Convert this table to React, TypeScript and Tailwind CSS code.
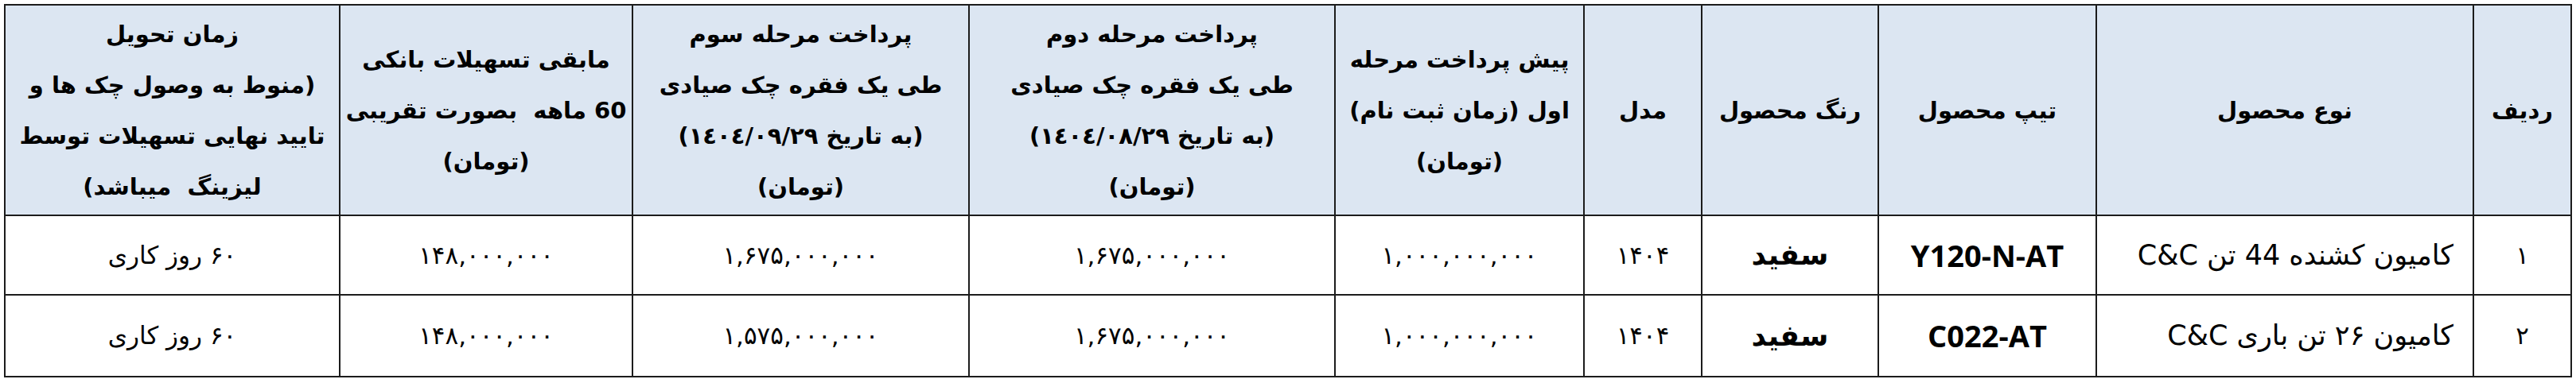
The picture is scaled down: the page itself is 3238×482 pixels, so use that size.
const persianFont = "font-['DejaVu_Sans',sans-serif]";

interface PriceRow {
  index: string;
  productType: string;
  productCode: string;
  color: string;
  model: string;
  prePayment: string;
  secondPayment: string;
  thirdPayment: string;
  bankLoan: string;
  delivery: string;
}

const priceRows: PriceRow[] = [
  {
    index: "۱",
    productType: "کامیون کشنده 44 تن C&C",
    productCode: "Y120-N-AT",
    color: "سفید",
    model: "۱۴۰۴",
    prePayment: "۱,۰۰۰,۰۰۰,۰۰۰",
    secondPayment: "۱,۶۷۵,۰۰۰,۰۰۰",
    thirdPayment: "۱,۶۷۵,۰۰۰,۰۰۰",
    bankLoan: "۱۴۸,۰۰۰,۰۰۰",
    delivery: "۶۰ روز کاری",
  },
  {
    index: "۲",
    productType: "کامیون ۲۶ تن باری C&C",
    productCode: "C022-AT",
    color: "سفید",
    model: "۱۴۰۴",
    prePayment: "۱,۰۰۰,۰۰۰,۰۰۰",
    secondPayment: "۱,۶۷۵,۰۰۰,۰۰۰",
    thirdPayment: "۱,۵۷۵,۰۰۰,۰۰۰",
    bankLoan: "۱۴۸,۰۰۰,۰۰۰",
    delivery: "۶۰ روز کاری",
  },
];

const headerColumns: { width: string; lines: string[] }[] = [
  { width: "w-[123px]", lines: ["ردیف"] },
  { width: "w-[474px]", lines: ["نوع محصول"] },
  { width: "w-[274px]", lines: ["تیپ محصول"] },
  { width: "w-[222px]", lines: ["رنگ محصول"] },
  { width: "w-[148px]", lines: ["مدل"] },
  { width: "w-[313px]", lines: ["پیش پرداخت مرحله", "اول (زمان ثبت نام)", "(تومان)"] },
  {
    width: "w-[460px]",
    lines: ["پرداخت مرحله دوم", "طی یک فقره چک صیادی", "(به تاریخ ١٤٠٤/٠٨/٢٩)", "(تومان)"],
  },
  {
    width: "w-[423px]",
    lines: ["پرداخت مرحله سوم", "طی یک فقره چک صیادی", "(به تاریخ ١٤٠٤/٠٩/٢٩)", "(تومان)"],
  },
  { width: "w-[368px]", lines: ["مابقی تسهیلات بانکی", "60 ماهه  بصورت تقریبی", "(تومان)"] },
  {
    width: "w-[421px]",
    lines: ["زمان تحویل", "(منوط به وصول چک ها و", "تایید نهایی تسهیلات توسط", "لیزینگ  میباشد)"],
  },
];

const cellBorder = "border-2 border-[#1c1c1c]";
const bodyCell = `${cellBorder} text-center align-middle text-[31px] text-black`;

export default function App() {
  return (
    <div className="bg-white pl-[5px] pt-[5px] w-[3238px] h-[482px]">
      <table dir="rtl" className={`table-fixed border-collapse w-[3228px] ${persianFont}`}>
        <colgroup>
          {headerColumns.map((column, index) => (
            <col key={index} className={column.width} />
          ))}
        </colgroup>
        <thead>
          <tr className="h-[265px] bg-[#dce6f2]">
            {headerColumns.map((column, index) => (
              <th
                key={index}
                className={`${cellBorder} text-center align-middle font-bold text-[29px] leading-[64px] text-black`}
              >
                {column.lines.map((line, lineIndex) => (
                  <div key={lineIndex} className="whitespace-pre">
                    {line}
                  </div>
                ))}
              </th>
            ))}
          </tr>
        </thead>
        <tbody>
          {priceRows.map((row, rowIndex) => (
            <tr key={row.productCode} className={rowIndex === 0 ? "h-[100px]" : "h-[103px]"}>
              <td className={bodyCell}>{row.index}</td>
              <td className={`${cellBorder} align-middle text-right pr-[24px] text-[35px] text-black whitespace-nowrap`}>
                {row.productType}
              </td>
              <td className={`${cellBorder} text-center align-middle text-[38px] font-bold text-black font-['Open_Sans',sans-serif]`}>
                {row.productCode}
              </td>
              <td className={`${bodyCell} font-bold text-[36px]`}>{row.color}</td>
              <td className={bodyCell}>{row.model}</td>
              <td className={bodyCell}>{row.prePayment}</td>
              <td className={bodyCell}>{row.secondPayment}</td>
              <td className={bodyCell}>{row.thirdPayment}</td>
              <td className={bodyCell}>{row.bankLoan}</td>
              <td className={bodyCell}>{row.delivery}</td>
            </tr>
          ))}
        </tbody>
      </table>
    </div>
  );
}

**Problem:** Every line above should be repeated exactly; pictures stay out of the copy.

**Answer to this problem:**
Convert this table to React, TypeScript and Tailwind CSS code.
The picture is scaled down: the page itself is 3238×482 pixels, so use that size.
const persianFont = "font-['DejaVu_Sans',sans-serif]";

interface PriceRow {
  index: string;
  productType: string;
  productCode: string;
  color: string;
  model: string;
  prePayment: string;
  secondPayment: string;
  thirdPayment: string;
  bankLoan: string;
  delivery: string;
}

const priceRows: PriceRow[] = [
  {
    index: "۱",
    productType: "کامیون کشنده 44 تن C&C",
    productCode: "Y120-N-AT",
    color: "سفید",
    model: "۱۴۰۴",
    prePayment: "۱,۰۰۰,۰۰۰,۰۰۰",
    secondPayment: "۱,۶۷۵,۰۰۰,۰۰۰",
    thirdPayment: "۱,۶۷۵,۰۰۰,۰۰۰",
    bankLoan: "۱۴۸,۰۰۰,۰۰۰",
    delivery: "۶۰ روز کاری",
  },
  {
    index: "۲",
    productType: "کامیون ۲۶ تن باری C&C",
    productCode: "C022-AT",
    color: "سفید",
    model: "۱۴۰۴",
    prePayment: "۱,۰۰۰,۰۰۰,۰۰۰",
    secondPayment: "۱,۶۷۵,۰۰۰,۰۰۰",
    thirdPayment: "۱,۵۷۵,۰۰۰,۰۰۰",
    bankLoan: "۱۴۸,۰۰۰,۰۰۰",
    delivery: "۶۰ روز کاری",
  },
];

const headerColumns: { width: string; lines: string[] }[] = [
  { width: "w-[123px]", lines: ["ردیف"] },
  { width: "w-[474px]", lines: ["نوع محصول"] },
  { width: "w-[274px]", lines: ["تیپ محصول"] },
  { width: "w-[222px]", lines: ["رنگ محصول"] },
  { width: "w-[148px]", lines: ["مدل"] },
  { width: "w-[313px]", lines: ["پیش پرداخت مرحله", "اول (زمان ثبت نام)", "(تومان)"] },
  {
    width: "w-[460px]",
    lines: ["پرداخت مرحله دوم", "طی یک فقره چک صیادی", "(به تاریخ ١٤٠٤/٠٨/٢٩)", "(تومان)"],
  },
  {
    width: "w-[423px]",
    lines: ["پرداخت مرحله سوم", "طی یک فقره چک صیادی", "(به تاریخ ١٤٠٤/٠٩/٢٩)", "(تومان)"],
  },
  { width: "w-[368px]", lines: ["مابقی تسهیلات بانکی", "60 ماهه  بصورت تقریبی", "(تومان)"] },
  {
    width: "w-[421px]",
    lines: ["زمان تحویل", "(منوط به وصول چک ها و", "تایید نهایی تسهیلات توسط", "لیزینگ  میباشد)"],
  },
];

const cellBorder = "border-2 border-[#1c1c1c]";
const bodyCell = `${cellBorder} text-center align-middle text-[31px] text-black`;

export default function App() {
  return (
    <div className="bg-white pl-[5px] pt-[5px] w-[3238px] h-[482px]">
      <table dir="rtl" className={`table-fixed border-collapse w-[3228px] ${persianFont}`}>
        <colgroup>
          {headerColumns.map((column, index) => (
            <col key={index} className={column.width} />
          ))}
        </colgroup>
        <thead>
          <tr className="h-[265px] bg-[#dce6f2]">
            {headerColumns.map((column, index) => (
              <th
                key={index}
                className={`${cellBorder} text-center align-middle font-bold text-[29px] leading-[64px] text-black`}
              >
                {column.lines.map((line, lineIndex) => (
                  <div key={lineIndex} className="whitespace-pre">
                    {line}
                  </div>
                ))}
              </th>
            ))}
          </tr>
        </thead>
        <tbody>
          {priceRows.map((row, rowIndex) => (
            <tr key={row.productCode} className={rowIndex === 0 ? "h-[100px]" : "h-[103px]"}>
              <td className={bodyCell}>{row.index}</td>
              <td className={`${cellBorder} align-middle text-right pr-[24px] text-[35px] text-black whitespace-nowrap`}>
                {row.productType}
              </td>
              <td className={`${cellBorder} text-center align-middle text-[38px] font-bold text-black font-['Open_Sans',sans-serif]`}>
                {row.productCode}
              </td>
              <td className={`${bodyCell} font-bold text-[36px]`}>{row.color}</td>
              <td className={bodyCell}>{row.model}</td>
              <td className={bodyCell}>{row.prePayment}</td>
              <td className={bodyCell}>{row.secondPayment}</td>
              <td className={bodyCell}>{row.thirdPayment}</td>
              <td className={bodyCell}>{row.bankLoan}</td>
              <td className={bodyCell}>{row.delivery}</td>
            </tr>
          ))}
        </tbody>
      </table>
    </div>
  );
}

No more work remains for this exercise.